7. Make Windows friendlier. Like you did with the browser, you want to increase the font size across Windows to one they can see without any difficulty. Same with mouse cursor size, which could give them trouble.

8. Install some games. Like we said, everyone enjoys games. Plus, your grandpa doesn’t have a curfew so he can spend all night playing Angry Birds if that’s what he wants to do. Try to keep it to the casual gaming category, though. If they want more complex games, they’re likely to ask you for it.

Teaching Grandpa

Setting up a computer is easy enough. The hard part is actually teaching your grandpa how to use it. For some, it will be easy. For others (especially those who have shunned computers all their lives), prepare to exercise some patience.

The basics you want to cover:

1. Show them how to turn the computer on and off.

2. Show them how to launch programs from the desktop.

3. Show them how to go to their favorite websites. With that said, show them some websites they might like.

4. Show them how to play Solitaire. And other games, too, if they’re up to it.

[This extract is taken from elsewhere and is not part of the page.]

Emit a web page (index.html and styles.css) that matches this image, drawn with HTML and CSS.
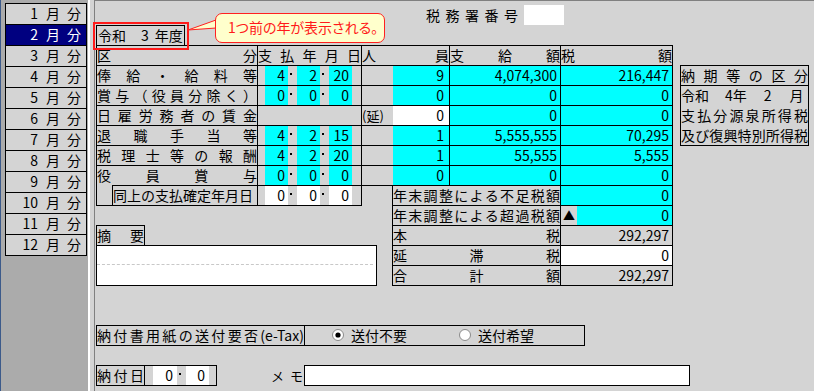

5. Show them how to type documents and spreadsheets (my grandpa loved Excel so much — seriously).

6. Show them how to use email.

7. Show them how to use videochat, especially how to look into the camera and speak into the mic. Doing a couple of dry runs with your computer should solve this quickly.

8. Teach them what to do when they encounter problems (this depends on you, although the most likely scenario is to call you).